In this all-hands-on-deck moment, it is essential to recognize and advance the dignity of all those hands. Only with climate justice can climate action succeed. 

At the COP, we U.S. climate justice activists will join our voices with Indigenous communities, people from across the Global South, and climate justice groups from around the world. We may be far-flung, but we face parallel problems. In the forests of the American South, we are fighting the wood-pellet industry; our counterparts in Indonesia are fighting the palm oil industry. Oil companies that pollute the air and contaminate the water in the U.S. are also busy polluting other countries. And just as U.S. communities find ourselves battling corporations based in faraway states, communities throughout the Global South find themselves battling corporations based in faraway countries.   

Our solutions, too, are similar: community-controlled solar energy independent of the grid. Forest protection efforts that curb climate change while blunting flooding and erosion. Agricultural practices that produce healthy food without depleting the land or furthering climate change. 

The movement for justice for Black, Indigenous, and other People of Color is not an American thing; it's a global thing. We are all reaching out to learn from each other, support each other, and advocate for a more just and sustainable world, and we are relentless.  

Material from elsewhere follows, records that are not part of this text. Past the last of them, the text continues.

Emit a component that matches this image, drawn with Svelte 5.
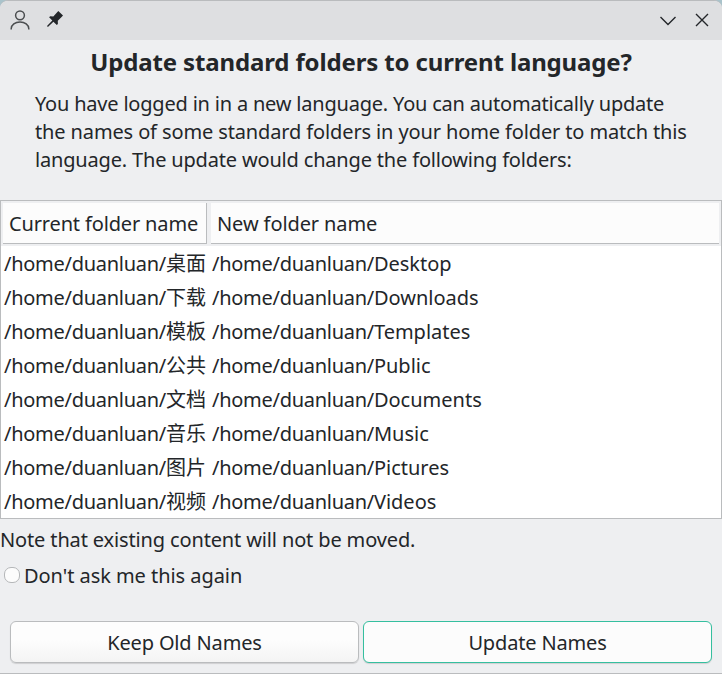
<script>
  const folders = [
    ['桌面', 'Desktop'],
    ['下载', 'Downloads'],
    ['模板', 'Templates'],
    ['公共', 'Public'],
    ['文档', 'Documents'],
    ['音乐', 'Music'],
    ['图片', 'Pictures'],
    ['视频', 'Videos'],
  ];
  const home = '/home/duanluan/';
  let dontAsk = $state(false);
</script>

<div class="window">
  <header class="titlebar">
    <svg class="user" width="20" height="20" viewBox="0 0 20 20" fill="none" stroke="#4b4e50" stroke-width="1.5">
      <circle cx="10" cy="5.3" r="4.4" />
      <path d="M1.200 19.600v-.8c0-4 4-6.800 8.800-6.800s8.800 2.800 8.800 6.800v.8" />
    </svg>
    <svg class="pin" width="16" height="16" viewBox="0 0 16 16" fill="#232629">
      <path d="M11.300 0 16 4.600 14.600 6 10.800 9.800 10.900 13 9.800 14 6.400 10.700.9 16 0 15.100 5.300 9.600 2.100 6.300 3.200 5.200 6.300 5.400Z" />
    </svg>
    <span class="spacer"></span>
    <svg class="shade" width="16" height="10" viewBox="0 0 16 10" fill="none" stroke="#232629" stroke-width="1.4"><path d="M.5 1 8 8.500 15.500 1" /></svg>
    <svg class="close" width="14" height="14" viewBox="0 0 14 14" fill="none" stroke="#232629" stroke-width="1.4"><path d="M1 1 13 13M13 1 1 13" /></svg>
  </header>

  <h1>Update standard folders to current language?</h1>
  <p class="intro">
    <span class="l1">You have logged in in a new language. You can automatically update</span><br />
    <span class="l2">the names of some standard folders in your home folder to match this</span><br />
    <span class="l3">language. The update would change the following folders:</span>
  </p>

  <div class="list">
    <div class="head">
      <div class="th first">Current folder name</div>
      <div class="th second">New folder name</div>
    </div>
    {#each folders as [current, next]}
      <div class="row">
        <span class="cell"><span class="home">{home}</span>{current}</span>
        <span><span class="home">{home}</span>{next}</span>
      </div>
    {/each}
  </div>

  <p class="note">Note that existing content will not be moved.</p>
  <label class="check">
    <input type="checkbox" bind:checked={dontAsk} />
    <span>Don't ask me this again</span>
  </label>

  <div class="actions">
    <button>Keep Old Names</button>
    <button class="default">Update Names</button>
  </div>
</div>

<style>
  :global(body) { background: #a9c3cb; }
  .window {
    box-sizing: border-box;
    width: 722px;
    height: 674px;
    display: flex;
    flex-direction: column;
    overflow: hidden;
    background: #eeeff1;
    border-top: 1px solid #b9bbbd;
    border-bottom: 1px solid #babcbe;
    border-radius: 8px 8px 0 0;
    color: #232629;
    font: 20px/28px "Noto Sans", "Noto Sans CJK SC", sans-serif;
    white-space: nowrap;
  }
  .titlebar {
    box-sizing: border-box;
    height: 39px;
    flex: none;
    display: flex;
    align-items: flex-start;
    padding: 0 13px 0 10px;
    background: #dedfe1;
  }
  .user { margin-top: 9px; }
  .pin { margin: 10px 0 0 17px; }
  .spacer { flex: 1; }
  .shade { margin: 15px 19px 0 0; }
  .close { margin: 12px 0 0; }
  h1 {
    margin: 6px 0 0;
    font-size: 24px;
    line-height: 32px;
    letter-spacing: -0.14px;
    text-align: center;
  }
  p { margin: 0; }
  .intro { margin: 12px 0 0 35px; }
  .l1 { letter-spacing: -0.2px; }
  .l2 { letter-spacing: -0.125px; }
  .l3 { letter-spacing: -0.175px; }
  .list {
    box-sizing: border-box;
    height: 319px;
    flex: none;
    margin-top: 26px;
    border: 1px solid #babcbe;
    background: #fff;
  }
  .head {
    box-sizing: border-box;
    display: flex;
    gap: 4px;
    height: 45px;
    padding: 2px;
    background: #eeeff1;
    margin-bottom: 1px;
  }
  .th {
    box-sizing: border-box;
    height: 41px;
    padding: 7px 6px 0;
    line-height: 28px;
    background: #fcfcfc;
    border-bottom: 1px solid #babcbe;
  }
  .first { width: 204px; border-right: 1px solid #babcbe; letter-spacing: -0.15px; }
  .second { flex: 1; letter-spacing: -0.1px; }
  .row { display: flex; height: 34px; line-height: 34px; padding-left: 3px; }
  .cell { width: 208px; }
  .home { letter-spacing: -0.28px; }
  .note { margin-top: 7px; letter-spacing: -0.14px; }
  .check { display: flex; align-items: center; height: 28px; margin: 8px 0 0 4px; gap: 4px; letter-spacing: -0.05px; }
  input {
    appearance: none;
    box-sizing: border-box;
    width: 16px;
    height: 16px;
    margin: 0 0 2px;
    border: 1px solid #b5b7b9;
    border-radius: 7px;
    background: #fcfcfc;
  }
  input:checked { background: #2fbf9f; }
  .actions { display: flex; gap: 4px; margin: 31px 10px 0; }
  button {
    box-sizing: border-box;
    flex: 1;
    height: 42px;
    padding: 2px 0 0;
    border: 1px solid #babcbe;
    border-radius: 6px;
    background: linear-gradient(#fdfdfd 45%, #f4f4f4);
    box-shadow: 0 1px 1px #0002;
    color: inherit;
    font: inherit;
    letter-spacing: -0.16px;
  }
  .default { border-color: #35bf9f; background: #fcfcfc; }
</style>
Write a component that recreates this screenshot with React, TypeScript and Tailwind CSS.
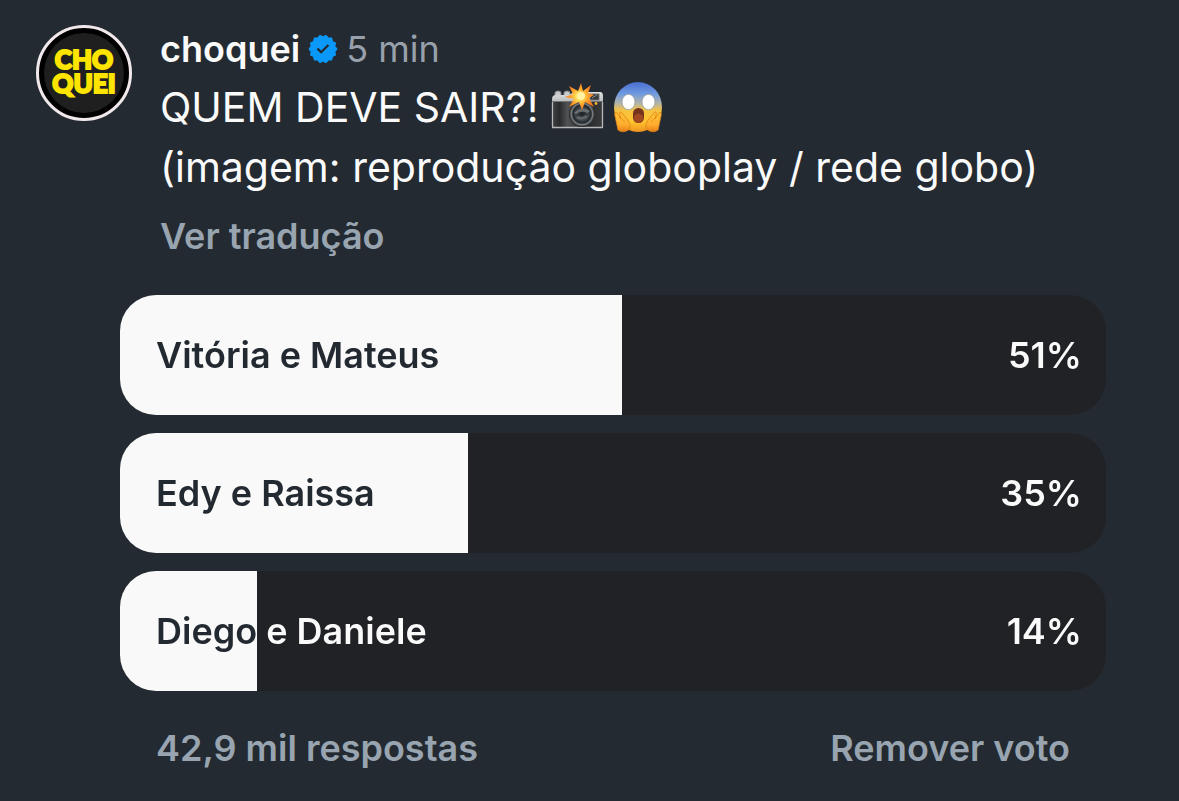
type Option = { label: string; percent: number; share: number };

const options: Option[] = [
  { label: "Vitória e Mateus", percent: 51, share: 50.9 },
  { label: "Edy e Raissa", percent: 35, share: 35.3 },
  { label: "Diego e Daniele", percent: 14, share: 13.9 },
];

function split(filled: string, rest: string, share: number) {
  return `linear-gradient(to right, ${filled} ${share}%, ${rest} ${share}%)`;
}

function Avatar() {
  return (
    <a
      href="#choquei"
      className="flex size-24 shrink-0 items-center justify-center rounded-full border-3 border-[#f1e8ec] bg-black"
    >
      <span className="flex size-20 flex-col items-center justify-center rounded-full bg-[#1f1f1f] pb-1 text-center font-['Lato',sans-serif] text-[26px] leading-6 font-black text-[#fde500] [-webkit-text-stroke:2px_#fde500]">
        <span>CHO</span>
        <span>QUEI</span>
      </span>
    </a>
  );
}

function VerifiedBadge() {
  const count = 14;
  const points = Array.from({ length: count * 2 }, (_, i) => {
    const r = i % 2 === 0 ? 13.6 : 11.8;
    const a = (Math.PI * i) / count - Math.PI / 2 + Math.PI / count;
    return `${(15 + r * Math.cos(a)).toFixed(2)},${(15 + r * Math.sin(a)).toFixed(2)}`;
  }).join(" ");
  return (
    <svg viewBox="0 0 30 30" className="size-[30px]" role="img" aria-label="Verificado">
      <polygon points={points} fill="#0a99fb" stroke="#0a99fb" strokeWidth="1.6" strokeLinejoin="round" />
      <path d="M9.4 14.6 L13.2 18.2 L20.4 11" fill="none" stroke="#232930" strokeWidth="2.3" />
    </svg>
  );
}

function CameraFlash() {
  return (
    <svg viewBox="0 0 54 50" className="h-[50px] w-[54px]" role="img" aria-label="Câmera com flash">
      <defs>
        <linearGradient id="cam-top" x1="0" y1="0" x2="0" y2="1">
          <stop offset="0" stopColor="#e4e5e6" />
          <stop offset="0.3" stopColor="#b3b5b7" />
          <stop offset="1" stopColor="#a6a8aa" />
        </linearGradient>
        <linearGradient id="cam-body" x1="0" y1="0" x2="1" y2="0">
          <stop offset="0" stopColor="#404143" />
          <stop offset="0.15" stopColor="#2a2b2d" />
          <stop offset="0.3" stopColor="#515254" />
          <stop offset="0.65" stopColor="#242527" />
          <stop offset="1" stopColor="#3b3c3e" />
        </linearGradient>
        <radialGradient id="cam-lens">
          <stop offset="0" stopColor="#1b2024" />
          <stop offset="0.5" stopColor="#3f474b" />
          <stop offset="0.7" stopColor="#22272b" />
          <stop offset="0.82" stopColor="#7d8183" />
          <stop offset="0.9" stopColor="#4c4f51" />
          <stop offset="1" stopColor="#222426" />
        </radialGradient>
        <radialGradient id="cam-flash">
          <stop offset="0" stopColor="#fffbe0" />
          <stop offset="0.25" stopColor="#ffdf57" />
          <stop offset="0.6" stopColor="#ffa42b" />
          <stop offset="1" stopColor="#f47721" />
        </radialGradient>
      </defs>
      <path d="M4 15 V11 Q4 9 7 9 Q10 9 10 11 V15 M13 15 V11 Q13 9 16 9 Q19 9 19 11 V15" fill="#c8cacb" stroke="#85888b" />
      <path d="M1 17 Q1 13 5 13 H18 L23 10 H49 Q52 10 52 14 V46 H1Z" fill="url(#cam-top)" />
      <path d="M1 20 H52 V45 H1Z" fill="url(#cam-body)" />
      <path d="M1 19.5 H52" stroke="#737679" />
      <path d="M1 45.5 H52 M1.5 20 V45 M51.5 20 V45" stroke="#b5b7b9" strokeWidth="1.3" />
      <rect x="39" y="12" width="9" height="6" fill="#34383c" stroke="#747779" />
      <path d="M41 16 L46 13" stroke="#8e9294" />
      <circle cx="31" cy="32" r="13" fill="url(#cam-lens)" />
      <path d="M23 31 Q31 23 39 29 L36 31 Q31 28 25 32Z" fill="#9ca2a5" opacity=".5" />
      <path d="M25 36 Q31 40 37 35 L35 33 Q31 36 27 34Z" fill="#858c90" opacity=".5" />
      <circle cx="45" cy="21.5" r="1.4" fill="#f3b532" />
      <path d="M30 1 L32 9 L40 3 L37 11 L43 13 L38 16 L43 25 L34 20 L31 28 L28 20 L18 25 L23 17 L14 15 L22 12 L18 4 L27 9Z" fill="url(#cam-flash)" />
      <circle cx="30" cy="14" r="4" fill="#fff2a4" />
    </svg>
  );
}

function ScreamingFace() {
  return (
    <svg viewBox="0 0 50 52" className="h-[52px] w-[50px]" role="img" aria-label="Rosto gritando de medo">
      <defs>
        <linearGradient id="face" x1="0" y1="0" x2="0" y2="1">
          <stop offset="0" stopColor="#476ed0" />
          <stop offset="0.24" stopColor="#709be1" />
          <stop offset="0.43" stopColor="#b3b4a5" />
          <stop offset="0.57" stopColor="#f5c243" />
          <stop offset="0.8" stopColor="#ffc32d" />
          <stop offset="1" stopColor="#ee9120" />
        </linearGradient>
        <linearGradient id="hand" x1="0" y1="0" x2="0" y2="1">
          <stop offset="0" stopColor="#ffc438" />
          <stop offset="0.65" stopColor="#ffac2e" />
          <stop offset="1" stopColor="#e67d17" />
        </linearGradient>
      </defs>
      <ellipse cx="25" cy="26" rx="24" ry="25" fill="url(#face)" />
      <ellipse cx="15.5" cy="21" rx="6.5" ry="7.7" fill="#fff" stroke="#8e969a" strokeWidth=".7" />
      <ellipse cx="35.5" cy="21" rx="6.5" ry="7.7" fill="#fff" stroke="#8e969a" strokeWidth=".7" />
      <rect x="20" y="27" width="11" height="15" rx="5.4" fill="#74331d" />
      <path d="M21 35 Q25 30 30 35 V37 Q30 42 25.5 42 Q21 42 21 37Z" fill="#9f4822" />
      <path d="M4 32 Q1 30 2 35 L5 49 Q10 53 17 48 Q18 43 15 39 L9 32 Q6 29 7 34 L8 38Z" fill="url(#hand)" stroke="#dd8517" strokeWidth=".8" />
      <path d="M46 32 Q49 30 48 35 L45 49 Q40 53 33 48 Q32 43 35 39 L41 32 Q44 29 43 34 L42 38Z" fill="url(#hand)" stroke="#dd8517" strokeWidth=".8" />
      <path d="M8 37 L12 41 M42 37 L38 41" stroke="#df8c1d" strokeWidth=".8" />
    </svg>
  );
}

function PollOption({ label, percent, share }: Option) {
  return (
    <button
      type="button"
      className="block w-full overflow-hidden rounded-[36px]"
      style={{ backgroundImage: split("#f9f9f9", "#212225", share) }}
    >
      <span
        className="flex h-[120px] items-center justify-between bg-clip-text pr-6 pl-9 text-4xl font-semibold text-transparent"
        style={{ backgroundImage: split("#232930", "#fafafa", share) }}
      >
        <span>{label}</span>
        <span>{percent}%</span>
      </span>
    </button>
  );
}

export default function App() {
  return (
    <main className="min-h-screen bg-[#242a31] pt-[25px] pr-[73px] pb-6 pl-9 font-['Inter',sans-serif] text-[#fafafa]">
      <header className="flex gap-7">
        <Avatar />
        <div className="min-w-0 flex-1">
          <div className="flex h-12 items-center gap-2 text-4xl">
            <a href="#choquei" className="font-semibold">choquei</a>
            <VerifiedBadge />
            <time className="text-[#98a1ab]">5 min</time>
          </div>
          <p className="mt-1 flex h-[60px] items-center gap-2 text-[41px] leading-[60px]">
            <span className="mr-1">QUEM DEVE SAIR?!</span>
            <CameraFlash />
            <ScreamingFace />
          </p>
          <p className="text-[41px] leading-[60px]">(imagem: reprodução globoplay / rede globo)</p>
          <button type="button" className="mt-3 block text-4xl leading-[54px] font-semibold text-[#98a5b0]">
            Ver tradução
          </button>
        </div>
      </header>
      <section aria-label="Enquete" className="mt-8 ml-[84px] flex flex-col gap-[18px]">
        {options.map((option) => (
          <PollOption key={option.label} {...option} />
        ))}
      </section>
      <footer className="mt-[37px] ml-[84px] flex justify-between pr-9 pl-9 text-4xl font-semibold text-[#98a5b0]">
        <span>42,9 mil respostas</span>
        <button type="button">Remover voto</button>
      </footer>
    </main>
  );
}
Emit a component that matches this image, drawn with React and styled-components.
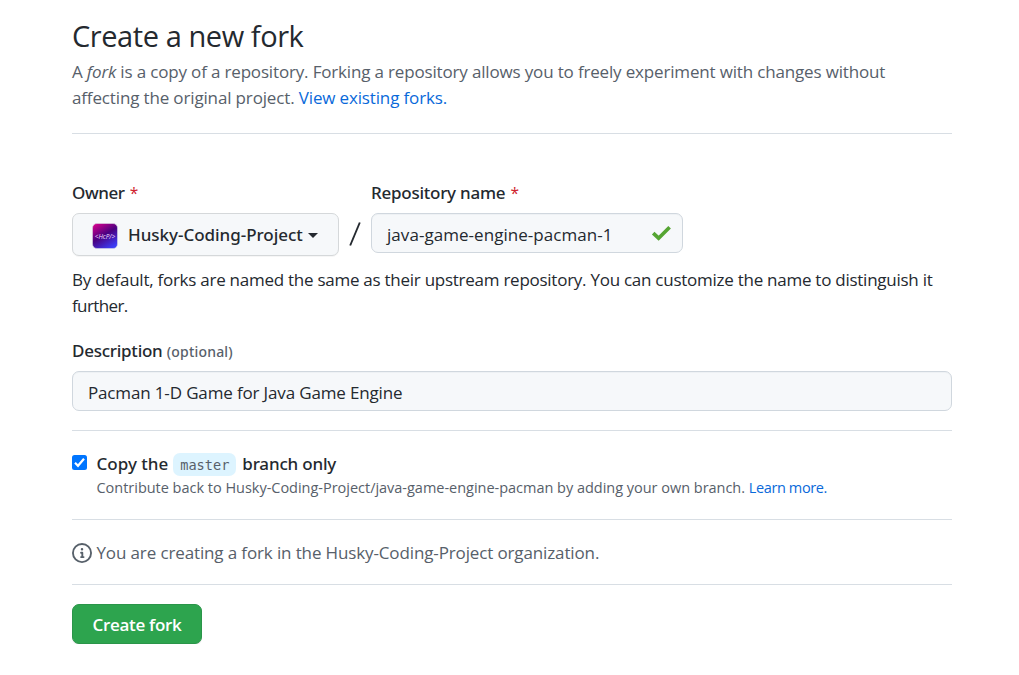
import React from 'react';
import styled, { createGlobalStyle } from 'styled-components';

const GlobalStyle = createGlobalStyle`
  * { box-sizing: border-box; }
  body { margin: 0; background: #fff; }
`;

const Page = styled.main`
  width: 880px;
  margin-left: 72px;
  padding-top: 13px;
  color: #24292f;
  font: 400 17px/26px "Open Sans", sans-serif;
  white-space: nowrap;
`;

const Title = styled.h1`
  margin: 0 0 1px;
  font-size: 29px;
  font-weight: 400;
  line-height: 45px;
  letter-spacing: -0.43px;
`;

const Line = styled.div`
  letter-spacing: ${(p) => p.$spacing || 0}px;
`;

const Lead = styled.div`
  color: #57606a;
`;

const Link = styled.a`
  color: #0969da;
  text-decoration: none;
  letter-spacing: ${(p) => (p.$spacing === undefined ? 'inherit' : `${p.$spacing}px`)};
`;

const Divider = styled.hr`
  height: 1px;
  margin: ${(p) => p.$top}px 0 ${(p) => p.$bottom}px;
  border: 0;
  background: #d8dee4;
`;

const Fields = styled.div`
  display: flex;
  align-items: flex-start;
  height: 87px;
`;

const Field = styled.div`
  display: flex;
  flex-direction: column;
  gap: 7px;
  width: ${(p) => p.$width}px;
`;

const Label = styled.label`
  height: 26px;
  font-family: "Noto Sans", sans-serif;
  font-weight: 500;
  letter-spacing: ${(p) => p.$spacing || 0}px;
`;

const Required = styled.span`
  margin-left: 1px;
  color: #cf222e;
  font: 400 15.5px/20px "Open Sans", sans-serif;
`;

const Optional = styled.span`
  color: #57606a;
  font-size: 14px;
  line-height: 20px;
  letter-spacing: 0.2px;
`;

const OwnerButton = styled.button`
  display: flex;
  align-items: center;
  height: 43px;
  padding: 0 19px;
  border: 1px solid #d5d8da;
  border-radius: 7px;
  background: #f6f8fa;
  box-shadow: 0 1px 0 rgba(27, 31, 36, 0.04);
  color: #24292f;
  font: 500 17px/26px "Noto Sans", sans-serif;
  letter-spacing: -0.03px;
`;

const Avatar = styled.svg`
  margin: 3px 10px 0 0;
  flex: none;
  overflow: visible;
`;

const Caret = styled.span`
  margin: 2px 0 0 5px;
  border: 5px solid transparent;
  border-top-color: #24292f;
  border-bottom: 0;
`;

const Slash = styled.span`
  width: 32px;
  padding-top: 42px;
  display: flex;
  justify-content: center;
`;

const InputBox = styled.div`
  display: flex;
  align-items: center;
  justify-content: space-between;
  height: 40px;
  padding: 3px 10px 0 15px;
  border: 1px solid #d0d7de;
  border-radius: 7px;
  background: #f6f8fa;
  box-shadow: inset 0 1px 0 rgba(208, 215, 222, 0.2);
  letter-spacing: ${(p) => p.$spacing || 0}px;
`;

const Note = styled.div`
  margin-bottom: 19px;
`;

const Option = styled.div`
  display: flex;
  gap: 9.5px;
`;

const CheckBox = styled.span`
  display: flex;
  width: 15px;
  height: 15px;
  margin-top: 4px;
  border-radius: 2.5px;
  background: #0075ff;
`;

const OptionTitle = styled.div`
  display: flex;
  align-items: center;
`;

const Branch = styled.code`
  height: 23px;
  margin: 1px 6px 0 5px;
  padding: 0 7px;
  border-radius: 7px;
  background: #ddf4ff;
  color: #57606a;
  font: 400 13.6px/25px "DejaVu Sans Mono", monospace;
`;

const OptionHelp = styled.div`
  color: #57606a;
  font-size: 14.5px;
  line-height: 22px;
  letter-spacing: -0.02px;
`;

const Info = styled.div`
  display: flex;
  align-items: center;
  gap: 4.5px;
  color: #57606a;
  letter-spacing: -0.13px;
`;

const SubmitButton = styled.button`
  display: flex;
  align-items: center;
  justify-content: center;
  width: 130px;
  height: 40px;
  padding: 1px 0 0;
  border: 1px solid #2a9549;
  border-radius: 7px;
  background: #2da44e;
  box-shadow: 0 1px 0 rgba(27, 31, 36, 0.1);
  color: #fff;
  font: 600 17px/26px "Open Sans", sans-serif;
  letter-spacing: -0.3px;
`;

function OwnerAvatar() {
  return (
    <Avatar width="26" height="26" viewBox="0 0 26 26">
      <defs>
        <linearGradient id="avatar" x1="0.1" y1="0" x2="0.7" y2="1">
          <stop offset="0" stopColor="#d8008c" />
          <stop offset="0.5" stopColor="#4a0080" />
          <stop offset="1" stopColor="#3c3cf5" />
        </linearGradient>
      </defs>
      <rect x="0.5" y="0.5" width="25" height="25" rx="4.5" fill="url(#avatar)" stroke="#d9d9e4" strokeOpacity="0.6" />
      <text x="13" y="15.5" textAnchor="middle" fill="#f0dcff" fontFamily="Open Sans" fontStyle="italic" fontSize="6.5">
        {'<HcP/>'}
      </text>
    </Avatar>
  );
}

export default function App() {
  return (
    <>
      <GlobalStyle />
      <Page>
        <Title>Create a new fork</Title>
        <Lead>
          <Line $spacing={-0.165}>
            A <em>fork</em> is a copy of a repository. Forking a repository allows you to freely experiment with changes without
          </Line>
          <Line $spacing={-0.149}>
            affecting the original project. <Link href="#">View existing forks.</Link>
          </Line>
        </Lead>
        <Divider $top={22} $bottom={46} />

        <Fields>
          <Field $width={267}>
            <Label $spacing={-0.4}>Owner <Required>*</Required></Label>
            <OwnerButton>
              <OwnerAvatar />
              Husky-Coding-Project
              <Caret />
            </OwnerButton>
          </Field>
          <Slash>
            <svg width="12" height="24" viewBox="0 0 12 24">
              <path d="M10.8 0.5 1.2 23.5" stroke="#24292f" strokeWidth="1.9" />
            </svg>
          </Slash>
          <Field $width={312}>
            <Label $spacing={-0.25}>Repository name <Required>*</Required></Label>
            <InputBox $spacing={0.05}>
              java-game-engine-pacman-1
              <svg width="21" height="20" viewBox="0 0 21 20">
                <path d="M2.2 8.2 7.6 13.2 18.6 2.2" fill="none" stroke="#55a532" strokeWidth="3.7" />
              </svg>
            </InputBox>
          </Field>
        </Fields>

        <Note>
          <Line $spacing={-0.26}>
            By default, forks are named the same as their upstream repository. You can customize the name to distinguish it
          </Line>
          <Line $spacing={-0.6}>further.</Line>
        </Note>

        <Field $width={880}>
          <Label $spacing={-0.25}>Description <Optional>(optional)</Optional></Label>
          <InputBox $spacing={-0.15}>Pacman 1-D Game for Java Game Engine</InputBox>
        </Field>
        <Divider $top={19} $bottom={20} />

        <Option>
          <CheckBox>
            <svg width="15" height="15" viewBox="0 0 15 15">
              <path d="M3 7.8 6 10.8 12 3.8" fill="none" stroke="#fff" strokeWidth="2.2" />
            </svg>
          </CheckBox>
          <div>
            <OptionTitle>
              <Label>Copy the</Label>
              <Branch>master</Branch>
              <Label $spacing={-0.18}>branch only</Label>
            </OptionTitle>
            <OptionHelp>
              Contribute back to Husky-Coding-Project/java-game-engine-pacman by adding your own branch.{' '}
              <Link href="#" $spacing={-0.38}>Learn more.</Link>
            </OptionHelp>
          </div>
        </Option>
        <Divider $top={20} $bottom={20} />

        <Info>
          <svg width="20" height="20" viewBox="0 0 16 16" fill="#57606a">
            <path d="M0 8a8 8 0 1 1 16 0A8 8 0 0 1 0 8Zm8-6.5a6.5 6.5 0 1 0 0 13 6.5 6.5 0 0 0 0-13ZM6.5 7.75A.75.75 0 0 1 7.25 7h1a.75.75 0 0 1 .75.75v2.75h.25a.75.75 0 0 1 0 1.5h-2a.75.75 0 0 1 0-1.5h.25v-2h-.25a.75.75 0 0 1-.75-.75ZM8 6a1 1 0 1 1 0-2 1 1 0 0 1 0 2Z" />
          </svg>
          You are creating a fork in the Husky-Coding-Project organization.
        </Info>
        <Divider $top={18} $bottom={19} />

        <SubmitButton>Create fork</SubmitButton>
      </Page>
    </>
  );
}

At a U.N. COP, you don't run into a lot of climate deniers anymore, but climate delayers are still common. They argue for pumping the brakes on climate action. They don't want to commit to the ambitious goals and timetables our climate crisis requires. Their real goal is winning the next election or hitting the next quarter's profit projections, instead of building a more sustainable, prosperous, and equitable world for the long term and for every person. 

Climate justice voices are united in knowing this foot-dragging has to stop. It's time for a new chapter, focused on implementing the solutions we already know will work—many of which have been developed in the very communities that have been most impacted by climate change. I call it a new era of IRON will—of implementation, resolve, opportunity, and new approaches. 

Here's what I mean:  

I've been working on environmental justice since the movement was born in the 1990s. The cause has taken me to Appalachia, New Orleans' Lower Ninth Ward, and to African villages; and to the White House, the United Nations, and annual COPs held in Poland and Spain. Closer to home in South Carolina, we've won affordable weatherization and solar-power access for low-income families; installed solar-powered hydropanels that make clean, healthy water from sunlight and air; and assembled and deployed climate disaster relief kits equipped with dozens of items, from boats and solar-powered electric chargers to electric bikes, tents, and solar-powered grills.

I've been at this long enough to know that in order to address climate change, everybody must be involved. It must be as simple as a family swapping out lightbulbs or weatherizing a home, and as complex as global negotiations held at official U.N. COPs. Whether we're focusing on modest initiatives or ambitious paradigm shifts, and whether we're working in a small town or on the international stage, we must always center justice.

In this all-hands-on-deck moment, it is essential to recognize and advance the dignity of all those hands. Only with climate justice can climate action succeed.